Defendant allegedly threatened fellow inmate By Glenn Smith
Ethan Mack's fate could be in the hands of a jury today as his defense team prepares to wrap up its case in the Kate Waring murder trial.
A couple of defense witnesses are expected this morning before the case, now in its second week, moves on to closing arguments. Then it will be up to a Charleston jury to decide whether Mack is guilty of killing his 28-year-old friend who once described him as her big brother.
Mack, 30, is accused of torturing and killing Waring at his James Island home on June 12 and 13, 2009.
His wife and co-defendant, Heather Kamp, testified that Mack repeatedly jolted Waring with a stun gun, bashed her in the head with a wine bottle and left her in a water-filled bathtub to die at the couple's Riley Road apartment.
Waring's remains were found on Wadmalaw Island four months later.
The seventh day of testimony in the case concluded Wednesday with an unexpected bombshell from a fellow inmate who had testified against Mack last week.
Mack's lawyers re-called Antjuan Green to the stand to poke holes in his story that Mack had recruited him in a jailhouse plot to discredit Kamp and leave her holding the murder rap. Attorney David Aylor pointed out apparent inconsistencies between Green's testimony and various things he hold investigators over the summer.
The jury was treated to even more potentially damaging testimony after 9th Circuit Solicitor Scarlett Wilson questioned Green about his ride home from court Friday.
Green told the jury that he was placed in a jail transport van with Mack after testifying against him. Mack started rapping that "he was gonna ride up in my spot and kill my family and sister and stuff," Green said.
"It wasn't no happy ride back," he said.
Green said Mack also has spread word that he is a "snitch," resulting in Green being moved to protective custody.
Green testified last week that Mack recruited him to write a letter in June claiming he overheard Kamp at the jail admit to killing Waring. He said Mack even gave him a sample letter to write to prosecutors, revealing elements of Kamp's supposed confession.
Green notified authorities instead, partly in hope of getting a break on a pending burglary charge that could send him to prison for life.
Earlier in the day, Mack declined to take the stand in his own defense. A defendant taking the stand can be a risky move, opening them to grilling by prosecutors.
If Mack had taken the stand, prosecutors likely would have questioned him about various inconsistencies in his own stories. He would have to explain three forged checks that were made out to him from Waring's bank account, including a $4,500 check he reportedly tried to cash two days after she disappeared.
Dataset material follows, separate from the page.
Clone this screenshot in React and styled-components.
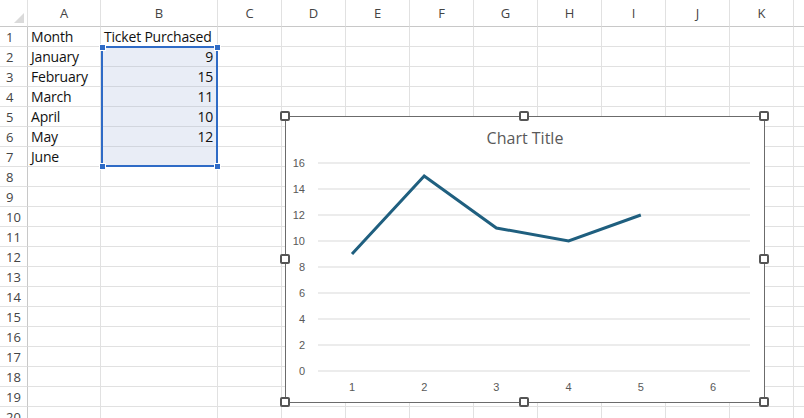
import React from "react";
import styled, { createGlobalStyle } from "styled-components";

const G = createGlobalStyle`
  body { margin:0; background:#fff; font-family:"Liberation Sans", Arial, sans-serif; overflow:hidden; }
`;
const cols = [28, 73, 117, 64, 64, 64, 64, 64, 64, 64, 64, 64, 30];
const letters = ["", "A", "B", "C", "D", "E", "F", "G", "H", "I", "J", "K", "L"];
const Sheet = styled.div`
  position: relative; width: 804px; height: 418px; overflow: hidden;
  display: grid; grid-template-columns: ${cols.map((c) => c + "px").join(" ")};
  grid-template-rows: 27px repeat(20, 20px);
  font-family: "Open Sans", "Noto Sans", sans-serif;
`;
const Head = styled.div`
  background: #fff; color: #444; font-size: 13px; display:flex; align-items:center;
  justify-content: center; border-right: 1px solid #e1e1e1; border-bottom: 1px solid #c8c8c8;
  box-sizing: border-box;
`;
const Corner = styled(Head)`
  position: relative;
  &::after { content:""; position:absolute; right:3px; bottom:3px; border-left:10px solid transparent; border-bottom:10px solid #dadada; }
`;
const RowHead = styled.div`
  color: #444; font-size: 13px; display:flex; align-items:center; justify-content:flex-start;
  padding-left: 6px; border-right: 1px solid #c8c8c8; border-bottom: 1px solid #e1e1e1; box-sizing:border-box;
`;
const Cell = styled.div`
  font-family: "Open Sans", sans-serif; font-size: 14px; color:#111;
  display:flex; align-items:center; justify-content:${(p) => (p.$num ? "flex-end" : "flex-start")};
  padding: 0 4px 0 3px; box-sizing:border-box; white-space:nowrap; letter-spacing:-0.2px;
  border-right: 1px solid #e1e1e1; border-bottom: 1px solid #e1e1e1;
  background: ${(p) => (p.$sel ? "#e9edf6" : "#fff")};
  border-color: ${(p) => (p.$sel ? "#d2d6de" : "#e1e1e1")};
`;
const Selection = styled.div`
  position:absolute; left:101px; top:46px; width:117px; height:121px; box-sizing:border-box;
  border:2px solid #2f6bc6; pointer-events:none;
`;
const Knob = styled.div`
  position:absolute; width:5px; height:5px; background:#2f6bc6; border:1px solid #fff;
  left:${(p) => p.$x}px; top:${(p) => p.$y}px;
`;
const Chart = styled.div`
  position:absolute; left:285px; top:116px; width:480px; height:287px; box-sizing:border-box;
  border:1px solid #6b6b6b; background:#fff;
`;
const Title = styled.div`
  text-align:center; margin-top:10px; font-size:16px; font-weight:500; color:#595959; font-family:"Open Sans", sans-serif;
`;
const Handle = styled.div`
  position:absolute; width:10px; height:10px; box-sizing:border-box; background:#fff;
  border:2px dashed #555; border-radius:2px;
  left:${(p) => p.$x - 6}px; top:${(p) => p.$y - 6}px;
`;

const data = [["Month", "Ticket Purchased"], ["January", 9], ["February", 15], ["March", 11], ["April", 10], ["May", 12], ["June", ""]];

export default function App() {
  const cells = [];
  letters.forEach((l, i) => cells.push(i === 0 ? <Corner key={"h" + i} /> : <Head key={"h" + i}>{l}</Head>));
  for (let r = 1; r <= 20; r++) {
    cells.push(<RowHead key={"r" + r}>{r}</RowHead>);
    for (let c = 1; c < letters.length; c++) {
      let v = "";
      const d = data[r - 1];
      if (d && c <= 2) v = d[c - 1];
      const sel = c === 2 && r >= 2 && r <= 7;
      cells.push(<Cell key={r + "-" + c} $sel={sel} $num={sel}>{v}</Cell>);
    }
  }
  const vals = [9, 15, 11, 10, 12];
  const px = (i) => 352 - 285 + i * 72.2;
  const py = (v) => 371 - 116 - v * 13;
  const ticks = [0, 2, 4, 6, 8, 10, 12, 14, 16];
  return (
    <>
      <G />
      <Sheet>
        {cells}
        <Selection>
          <Knob $x={-4} $y={-4} /><Knob $x={111} $y={-4} /><Knob $x={-4} $y={115} /><Knob $x={111} $y={115} />
        </Selection>
        <Chart>
          <Title>Chart Title</Title>
          <svg width="480" height="287" style={{ position: "absolute", left: -1, top: -1 }}>
            {ticks.map((t) => (
              <g key={t}>
                <line x1="33" x2="465" y1={py(t)} y2={py(t)} stroke="#d9d9d9" strokeWidth="1" />
                <text x="20" y={py(t) + 4} fontSize="11" fill="#595959" textAnchor="end" fontFamily="Liberation Sans, sans-serif">{t}</text>
              </g>
            ))}
            {[1, 2, 3, 4, 5, 6].map((n, i) => (
              <text key={n} x={px(i)} y="275" fontSize="11" fill="#595959" textAnchor="middle" fontFamily="Liberation Sans, sans-serif">{n}</text>
            ))}
            <polyline points={vals.map((v, i) => `${px(i)},${py(v)}`).join(" ")} fill="none" stroke="#1f5f7f" strokeWidth="3" strokeLinejoin="miter" />
          </svg>
          {[[0, 0], [239, 0], [479, 0], [0, 143], [479, 143], [0, 286], [239, 286], [479, 286]].map(([x, y], i) => (
            <Handle key={i} $x={x} $y={y} />
          ))}
        </Chart>
      </Sheet>
    </>
  );
}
Mack almost certainly would have been asked about a ring he pawned in June 2009 -- a ring that Kamp claims to have pulled off Waring's finger after she was killed.
Instead, Mack's legal team has worked to point out the lack of hard physical evidence linking Mack to the crime while trying to undermine the credibility of his chief accuser, Kamp.
From various witnesses, the jury learned that Mack was considered a close friend of Waring, a laid-back guy and a good worker who was named employee of the quarter at a Folly Beach hotel one day before Charleston police arrested him on forgery and obstruction of justice charges in the Waring case.
Stephanie Stanley, a forensic analyst with the State Law Enforcement Division, told the jury that she found no blood or DNA on the Taser, carpeting or bathtub drain samples police sent her from Mack's Riley Road home.
Kamp has said she and Mack purchased cleaning supplies and scoured their apartment after killing Waring. On cross-examination, Stanley pointed out that she did not test for the presence of cleaning solutions on the samples she received from police.
Mack's lawyers work to destroy Kamp credibility , published 10/13/10
Also Wednesday, Anthony Boling disputed accusations that he ordered Mack to kill Waring because she was an informant who set him up on drug charges that landed him in prison.
Boling said Waring was a close friend who had nothing to do with his drug business or his arrest on cocaine trafficking charges in 2006. He befriended Waring in 2004, dated her for a time and introduced her to Mack, he said.
"I am very aware of who set me up and it had nothing to do with Kate Waring," he said.
Kamp told police at one point that Boling ordered "a hit" on Waring from prison and that he was involved in a drug gang whose members burned tattoos into their arms.
Investigators have testified that the story was one of the tales Kamp spun before eventually coming clean about the roles she and Mack had in Waring's death.
Boling said none of what Kamp told police is true, including statements that he used Waring for her money. He said he already had enough income from an interior trim business, real estate sales and dealing cocaine.
"I sold drugs," he said. "I really didn't need money from anybody."
Boling said Waring wrote him letters while he was in prison and, at one point, expressed fear about death threats she was getting. She told him she wouldn't leave her house without Mack or another man's protection, Boling said.
Boling said he didn't recall seeing other correspondence in which Waring complained of her deteriorating relations with Mack and Kamp shortly before her disappearance.